Gence, sınavın, amaçlarına ulaşabilmesi için bildiklerini, öğrendiklerini kullanabileceği amaçlarına ulaşmasını kolaylaştıracak bir “fırsat” olduğu ifade edilmelidir. Gence düşen de bu fırsatı en iyi şekilde değerlendirmektir. Örneğin deneme sınavlarına “eksiklerin görülüp giderilmesi için fırsat sağladığı” biçiminde bir anlam yüklenmesi, krizi fırsata dönüştürebilecektir. Deneme sınavlarının sonuçlarını yorumlarken de “Bak kaç tane yanlışın var, bu yanlışlarla sınavı nasıl kazanacağını çok merak ediyorum” veya “Bak yine yanlış yapmışsın, nasıl kapanacak bu açıklar ?” demek yerine “Doğru cevapların geçen sınava göre artmış, demek ki bir önceki sınavdaki açıklarını kapatmaya başlamışsın, çok güzel” şeklinde bir ifade kullanmak gencin motivasyonunu hemen arttıracak derslerine daha sıkı sarılmasını sağlayacaktır.

Anne babalar genci her zaman tehdit etmeyebilir, bazen de genci olumlu etkilemek düşüncesiyle “ben sana güveniyorum sen en iyi okullara layıksın, senin kazanamaman gibi bir olasılığı düşünemiyorum bile” gibi ifadeler de kullanırlar, bu da gence taşıyabileceğinden fazla yük yükleyebilir. Kendisinden ne kadar büyük beklentiler olduğunu gören genç gerçekçi olmayan hedefler belirleyebilir ve bu hedefe ulaşmak için tüm gücüyle çabalar. Ancak bir süre sonra, taşıyamayacağı kadar ağır olan bu yükün farkına varınca altında ezilmeye başlar. Yükün ağırlığını hissettikçe öğrenmesi ve öğrendiklerini kullanması da zorlaşır, çok çalışmasına rağmen beklediği karşılığı alamaz. Durum yavaş yavaş sınav kaygısı gibi istenmeyen bir duruma dönüşebilir. Gencin bunları yaşamaması için, aile gençten, verebileceğinden fazlasını beklememelidir.

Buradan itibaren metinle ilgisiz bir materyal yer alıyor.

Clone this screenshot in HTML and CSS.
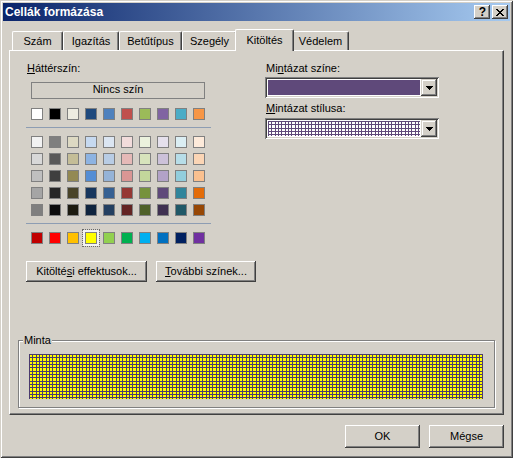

Hiç kuşkusuz, gençlerin yaşamlarının bu önemli dönemlerinde onlara en iyi şekilde destek olmak her anne babanın isteğidir. Ancak önemli olan, gence Doğru ve onun başarısını arttırabilecek bir biçimde” destek vermektir. Bunun için de, sınavın asla bir ölüm kalım savaşı olmadığını ama yaşamdaki amaçlara ulaşmayı kolaylaştıracak bir fırsat olduğunu vurgulamalı ve onlara, sınavdan alacakları sonuca değil kendilerine değer verdiğiniz mesajını iletebilmelisiniz. Onlara içtenlikle “Sen benim için her şeyden önemli ve değerlisin. Hayatındaki bu önemli dönemde, sana istediğin desteği vermeye hazırım. Senin kendi üzerine düşenleri en iyi şekilde yapacağını biliyorum, ben de üzerime düşenleri yapmaya hazırım. Sınavı kazansan da, kaybetsen de sana olan sevgimde bir azalma olmayacak, çünkü sen benim çocuğumsun ve ben seni bunun için seviyorum “ diyebilmeliyiz.

Tüm bu yazılanların dışında çocuğunuzun  “verimli ders çalışma yolları” konusunda anne babaya düşen bazı görevler;

Çocuğunuzun kendine ait bir çalışma odası olmasını bu mümkün değilse en azından her zaman çalışabileceği ve düzenli bir masası olmasını sağlayın. Şayet bir odası varsa odada dikkatini dağıtabilecek posterler olmaması ve çalışma saatlerinde televizyonun açılmaması konusunda titiz davranın.

Kendisine uygun bir çalışma programı oluşturarak zamanını verimli kullanması ve bu programa uyması konusunda yardımcı olun.

Çocuğunuzdan sürekli ders çalışmasını beklemeyin. 40-50 dakikalık çalışma sürelerinin ardından 10-15 dakika mola vermesini sağlayın. Önemli olan masanın başında ne kadar zaman geçirdiği değil, geçirdiği sürede ne kadar öğrendiğidir.

Ders tekrarlarına önem vermesi konusunda hatırlatıcı olun.

Ödevlerini yaparken yardıma ihtiyacı olduğunda sadece yol gösterici olun asla çözüm yolunu göstermeyin.